Dicen los científicos y los historiadores y los que investigan y los que escarban, que en alguna época, hace jurgos de jurgos de años, Cúcuta tuvo mar. Y tienen sus argumentos: nuestro cielo, profundamente azul, como sólo se ve encima del mar; nuestro sol, de amarillo recalcitrante, igual al sol costanero; nuestros atardeceres, llenos de arreboles, allá en la lejanía, como en la Costa. Y el calor de nuestras gentes, que se derrite gota a gota, con los solazos del medio día. Y tenemos palmeras. Y tenemos cocos, para sorbernos, como en la Costa, el agua más pura y más sabrosa.
Pero, sobre todo, lo que hace que científicos y arqueólogos y excavadores se reafirmen en su teoría del mar cucuteño, son los hallazgos que han encontrado en algunas regiones alrededor de la ciudad, como caracoles marinos, esqueletos de animales de agua salada, huellas de tortugas marinas, popó petrificado de gaviotas y hasta cantos de sirenas dicen que han escuchado cuando el viento está adormilado y una brisa suavecita se cuela por entre los oitíes.
En Los Vados, yendo hacia La Garita, existía el otro día un museo arqueológico donde se exhibían rastros del Caribe, que se metía hasta nuestras goteras: un ancla de algún barco extraviado, la espina dorsal de un tiburón, conchas marinas y vestigios de civilizaciones de sal . No sé qué pasó con tal museo, pero allí estaban las pruebas de que Cúcuta tuvo también alguna vez, playa, brisa y mar.
Hoy sólo nos quedan en el subconsciente generacional recuerdos de aquel mar, seguramente embravecido de furia motilona.

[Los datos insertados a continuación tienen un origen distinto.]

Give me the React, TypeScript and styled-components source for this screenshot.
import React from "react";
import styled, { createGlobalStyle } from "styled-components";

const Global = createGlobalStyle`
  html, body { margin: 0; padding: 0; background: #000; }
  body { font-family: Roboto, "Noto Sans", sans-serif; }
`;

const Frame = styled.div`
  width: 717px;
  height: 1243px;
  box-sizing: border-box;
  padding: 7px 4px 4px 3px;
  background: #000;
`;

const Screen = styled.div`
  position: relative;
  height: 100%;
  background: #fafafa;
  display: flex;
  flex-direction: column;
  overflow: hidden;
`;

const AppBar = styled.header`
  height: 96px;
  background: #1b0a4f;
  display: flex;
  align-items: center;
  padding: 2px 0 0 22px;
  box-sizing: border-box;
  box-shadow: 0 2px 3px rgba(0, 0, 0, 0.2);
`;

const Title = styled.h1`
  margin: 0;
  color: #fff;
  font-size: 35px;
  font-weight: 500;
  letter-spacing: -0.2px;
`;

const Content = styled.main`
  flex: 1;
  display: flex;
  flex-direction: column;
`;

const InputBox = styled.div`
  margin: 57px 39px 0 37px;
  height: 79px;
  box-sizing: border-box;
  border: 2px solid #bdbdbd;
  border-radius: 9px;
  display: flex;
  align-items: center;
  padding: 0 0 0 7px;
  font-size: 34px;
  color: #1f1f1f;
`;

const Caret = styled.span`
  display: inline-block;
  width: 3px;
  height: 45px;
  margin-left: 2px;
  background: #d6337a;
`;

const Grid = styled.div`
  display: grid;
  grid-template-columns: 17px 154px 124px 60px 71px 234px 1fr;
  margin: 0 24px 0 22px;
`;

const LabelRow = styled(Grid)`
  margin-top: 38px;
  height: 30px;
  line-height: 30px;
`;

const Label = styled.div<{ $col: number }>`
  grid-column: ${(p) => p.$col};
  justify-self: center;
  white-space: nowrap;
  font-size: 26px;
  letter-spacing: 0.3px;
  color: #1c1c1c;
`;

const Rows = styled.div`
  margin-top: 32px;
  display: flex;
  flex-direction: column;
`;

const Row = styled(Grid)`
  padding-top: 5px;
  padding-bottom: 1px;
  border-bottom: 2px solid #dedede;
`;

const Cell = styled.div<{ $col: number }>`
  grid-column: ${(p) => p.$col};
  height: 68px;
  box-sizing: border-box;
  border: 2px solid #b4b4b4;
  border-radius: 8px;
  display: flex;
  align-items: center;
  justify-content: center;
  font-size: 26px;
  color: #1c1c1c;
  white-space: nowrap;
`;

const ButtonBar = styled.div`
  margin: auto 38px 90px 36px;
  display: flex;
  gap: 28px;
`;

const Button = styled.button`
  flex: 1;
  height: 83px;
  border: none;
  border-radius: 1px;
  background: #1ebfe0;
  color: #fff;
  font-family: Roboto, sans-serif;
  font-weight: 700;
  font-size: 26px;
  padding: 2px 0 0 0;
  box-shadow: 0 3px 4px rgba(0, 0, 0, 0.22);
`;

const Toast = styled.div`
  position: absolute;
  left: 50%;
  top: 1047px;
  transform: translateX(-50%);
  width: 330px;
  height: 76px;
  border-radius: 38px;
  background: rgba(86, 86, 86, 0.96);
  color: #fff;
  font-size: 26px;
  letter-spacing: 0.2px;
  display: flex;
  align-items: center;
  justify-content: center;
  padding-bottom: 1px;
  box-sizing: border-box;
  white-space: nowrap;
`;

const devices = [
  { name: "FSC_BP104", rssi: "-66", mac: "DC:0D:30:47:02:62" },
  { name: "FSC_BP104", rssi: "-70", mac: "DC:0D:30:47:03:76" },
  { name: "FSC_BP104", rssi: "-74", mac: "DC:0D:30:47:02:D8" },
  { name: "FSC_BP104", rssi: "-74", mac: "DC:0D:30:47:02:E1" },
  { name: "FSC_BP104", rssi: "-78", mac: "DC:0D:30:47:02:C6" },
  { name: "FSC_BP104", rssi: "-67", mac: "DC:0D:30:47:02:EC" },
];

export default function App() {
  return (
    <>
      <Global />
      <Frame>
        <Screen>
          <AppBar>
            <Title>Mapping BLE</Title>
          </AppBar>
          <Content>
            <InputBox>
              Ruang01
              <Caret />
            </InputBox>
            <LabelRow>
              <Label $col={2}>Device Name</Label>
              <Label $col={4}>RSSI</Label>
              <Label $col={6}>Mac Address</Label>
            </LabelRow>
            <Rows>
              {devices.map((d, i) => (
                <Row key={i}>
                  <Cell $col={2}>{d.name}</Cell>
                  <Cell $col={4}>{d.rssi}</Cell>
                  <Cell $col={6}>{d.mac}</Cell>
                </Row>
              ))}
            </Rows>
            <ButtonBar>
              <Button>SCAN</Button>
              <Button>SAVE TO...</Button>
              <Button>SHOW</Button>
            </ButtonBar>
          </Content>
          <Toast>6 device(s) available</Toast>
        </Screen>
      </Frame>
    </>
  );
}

Y unos deseos constantes de zambullirnos en las olas, que nos impregnan de sal y de alegría. Y nos quedan mujeres bronceadas, de atractivo cuerpo y sonrisa de sol y arena.
Será por eso que nos gusta mucho el mar. L os que creen en la reencarnación aseguran que en aquellas aguas nosotros ya nos bañamos, en alguna de nuestras vidas anteriores. Y quedamos con la costumbre. Tal vez comimos ostras y mariscos al ajillo, y tal vez saboreamos el coctel de agua de coco con ron Cúcuta, que el otro día existía, antes de que algún gobernador vendiera nuestra Licorera. Y probablemente hicimos tenidas en la playa, con guitarra y vino, debajo de la luna cucuteña, al lado de alguna hermosa morena, de piel tostada, sonrisa encantadora y ardiente mirada.
En cierta ocasión, a la orilla del mar, disfrutando la intensidad de tanta belleza, comentaba con un primo que nuestro nono, Cleto Ardila, en lugar de meterse al monte con sus mulas para transportar cargas de café, ha debido establecerse en un pueblo de la Costa y transportar gente en góndolas o canoas o barquichuelos. Así sus nietos disfrutaríamos del mar a toda hora. No sabíamos que era la nostalgia del mar de nuestros antepasados la que hablaba ahora dentro de nosotros.
Llevamos recuerdos de olas. Alguna vez me dijo mi mamá que ella quería conocer el mar pues había soñado con él. “Igualito a como lo soñé”, me dijo cuando lo vio. Creo que no fue un sueño, sino recuerdos del mar cucuteño en otras vidas.
Nos gusta el mar. Lo buscamos, lo añoramos, lo deseamos. Y sé de gentes que nacen por aquí, y se quedan por allá. Otros se van a aliviar sus penas para siempre, a orillas del mar. Es porque quieren volver a vivir lo que ya vivieron en el mar de la Cúcuta de otros tiempos. No sé si cuando Cúcuta tenía mar, la vida era más sabrosa. Pero sí sé que era más salada. ¡Seguro!